В связи с проблемой воспитания детей от смешанных браков разрешается вопрос о крещении детей от неизвестных родителей. В древней Церкви дети от неизвестных родителей могли быть крещены только на основании их веры, то есть они могли быть ' крещены в таком возрасте, который предполагает возможность сознательной веры и свободного решения. В Византии они крещались в православной вере, так как церковная власть исходила из официального признания государством только Православной Церкви. Это было несомненное нарушение учения о крещении, которое перешло и в Русскую Церковь. В ней дети от неизвестных родителей крещались в православной вере согласно государственному закону.
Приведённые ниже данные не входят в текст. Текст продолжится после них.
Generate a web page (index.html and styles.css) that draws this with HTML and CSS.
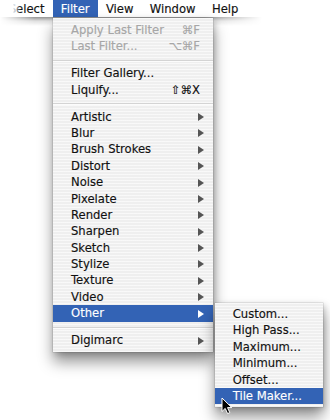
FILE: index.html
```html
<!DOCTYPE html>
<html>
<head>
<meta charset="utf-8">
<link rel="stylesheet" href="styles.css">
</head>
<body>
<div class="screen">
  <div class="menubar">
    <span class="mb-item">Select</span>
    <span class="mb-item active">Filter</span>
    <span class="mb-item">View</span>
    <span class="mb-item">Window</span>
    <span class="mb-item">Help</span>
  </div>
  <div class="fade"></div>

  <ul class="menu main">
    <li class="item disabled">Apply Last Filter<span class="shortcut">⌘F</span></li>
    <li class="item disabled">Last Filter...<span class="shortcut">⌥⌘F</span></li>
    <li class="sep"></li>
    <li class="item">Filter Gallery...</li>
    <li class="item">Liquify...<span class="shortcut">⇧⌘X</span></li>
    <li class="sep"></li>
    <li class="item has-sub">Artistic</li>
    <li class="item has-sub">Blur</li>
    <li class="item has-sub">Brush Strokes</li>
    <li class="item has-sub">Distort</li>
    <li class="item has-sub">Noise</li>
    <li class="item has-sub">Pixelate</li>
    <li class="item has-sub">Render</li>
    <li class="item has-sub">Sharpen</li>
    <li class="item has-sub">Sketch</li>
    <li class="item has-sub">Stylize</li>
    <li class="item has-sub">Texture</li>
    <li class="item has-sub">Video</li>
    <li class="item has-sub selected">Other</li>
    <li class="sep"></li>
    <li class="item has-sub">Digimarc</li>
  </ul>

  <ul class="menu sub">
    <li class="item">Custom...</li>
    <li class="item">High Pass...</li>
    <li class="item">Maximum...</li>
    <li class="item">Minimum...</li>
    <li class="item">Offset...</li>
    <li class="item selected">Tile Maker...</li>
  </ul>

  <svg class="cursor" width="12" height="18" viewBox="0 0 12 18">
    <path d="M1 1 L1 14.5 L4.2 11.4 L6.6 16.6 L8.8 15.6 L6.5 10.6 L10.8 10.6 Z" fill="#000" stroke="#fff" stroke-width="1" stroke-linejoin="round"/>
  </svg>
</div>
</body>
</html>
```
FILE: styles.css
```css
* {
  box-sizing: border-box;
  margin: 0;
  padding: 0;
}

body {
  margin: 0;
  width: 330px;
  height: 420px;
  overflow: hidden;
  background: #fff;
  font-family: "DejaVu Sans", sans-serif;
  font-size: 11.6px;
  color: #111;
  -webkit-text-stroke: 0.15px currentColor;
}

.screen {
  position: relative;
  width: 330px;
  height: 420px;
  overflow: hidden;
  background: #fff;
}

.menubar {
  position: relative;
  display: flex;
  height: 17px;
  padding-left: 0.5px;
  background: #fff;
}

.menubar::after {
  content: "";
  position: absolute;
  left: 0;
  top: 17px;
  width: 262px;
  height: 9px;
  background: linear-gradient(rgba(0, 0, 0, 0.42), rgba(0, 0, 0, 0.12) 45%, rgba(0, 0, 0, 0));
  -webkit-mask-image: linear-gradient(to right, transparent 0, #000 35px, #000 205px, transparent 262px);
  mask-image: linear-gradient(to right, transparent 0, #000 35px, #000 205px, transparent 262px);
}

.mb-item {
  padding: 1px 8.2px 0;
  line-height: 16px;
  white-space: nowrap;
}

.mb-item.active {
  background: #3363b5;
  color: #fff;
}

.fade {
  position: absolute;
  left: 0;
  top: 0;
  width: 21px;
  height: 17px;
  background: linear-gradient(to right, #fff 0, #fff 60%, rgba(255, 255, 255, 0));
}

.menu {
  position: absolute;
  list-style: none;
  background-color: #efefef;
  background-image: repeating-linear-gradient(to bottom, rgba(255, 255, 255, 0.6) 0 1px, rgba(255, 255, 255, 0) 1px 3px);
  box-shadow: 0 0 0 0.5px rgba(0, 0, 0, 0.16), 0 10px 14px rgba(0, 0, 0, 0.42), 2px 2px 6px rgba(0, 0, 0, 0.18);
}

.main {
  left: 53px;
  top: 18px;
  width: 160px;
  padding: 4px 0 3.5px;
}

.sub {
  left: 215px;
  top: 303px;
  width: 108px;
  padding: 3px 0 3px;
}

.item {
  position: relative;
  height: 16.4px;
  line-height: 16.4px;
  padding-left: 18px;
  white-space: nowrap;
}

.sub .item {
  padding-left: 17.7px;
}

.item.disabled {
  color: #a6a6a6;
}

.item.selected {
  background: #3363b5;
  color: #fff;
}

.shortcut {
  position: absolute;
  right: 13px;
  top: 0;
}

.item.has-sub::after {
  content: "";
  position: absolute;
  right: 9px;
  top: 4.4px;
  width: 0;
  height: 0;
  border-left: 6.5px solid #555;
  border-top: 4px solid transparent;
  border-bottom: 4px solid transparent;
}

.item.has-sub.selected::after {
  border-left-color: #fff;
}

.sep {
  position: relative;
  height: 10.5px;
}

.sep::before {
  content: "";
  position: absolute;
  left: 0;
  right: 0;
  top: 5px;
  height: 1px;
  background: #d4d4d4;
}

.sep::after {
  content: "";
  position: absolute;
  left: 0;
  right: 0;
  top: 6px;
  height: 1px;
  background: rgba(255, 255, 255, 0.8);
}

.cursor {
  position: absolute;
  left: 221px;
  top: 397px;
}
```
Наконец, практика крещения младенцев поставила еще один вопрос, а именно вопрос о том, как быть с младенцами, относительно которых существует сомнение, крещены они или нет? Впервые этот вопрос в древней Церкви возник в связи с нашествием варваров на окраины Римского государства. В других случаях этот вопрос ставился очень редко, так как крещение младенцев, как и крещение взрослых, совершалось в церковном собрании, а не было частным делом родителей и того лица, которое совершало крещение. Карфагенский собор в 401 году постановил: «О младенцах, когда не обретаются достоверные свидетели, сказующие, яко без сомнения крещены суть, и сами они, по своему возрасту, не могут удовлетворительно отвещати о преподанном им таинстве, рассуждено, яко подобает без всякого сомнения крестити их, дабы таковое сомнение не лишило их очищения сею святыней. Сие братия наши местоблюстители Мавританские присоветовали потому, что многих таковых покупают у варваров». [178] При практике крещения детей от неизвестных родителей это правило дает единственное допустимое решение вопроса о детях, относительно которых существует сомнение в их крещение. Это правило Карфагенского собора почти дословно повторил Трулльский собор. На Западе в средние века количество случаев, когда возникало сомнение о крещении, значительно возросло. Решение Карфагенского собора казалось недостаточным. Догматическое богословие настаивает на неповторимости таинства крещения, а решение собора не дает гарантии относительно этой неповторимости. В VIII веке на Западе мы находим условную формулу крещения: Si baptizatus es, non te baptizo, sed si nondum baptizatus es, ego te baptizo (Если ты крещен, я не крещаю тебя, но если не крещен, то я тебя крещаю).

В XII веке папа Александр III издал постановление об обязательном употреблении формулы условного крещения для сомнительных случаев. Условная формула крещения для сомнительных случаев была заимствована Петром Могилой: аще не крещен… Через его Требник она вошла в употребление в Московской Руси. Она оставалась обязательной и в синодальный период как содержащаяся в книге О должностях пресвитеров приходских.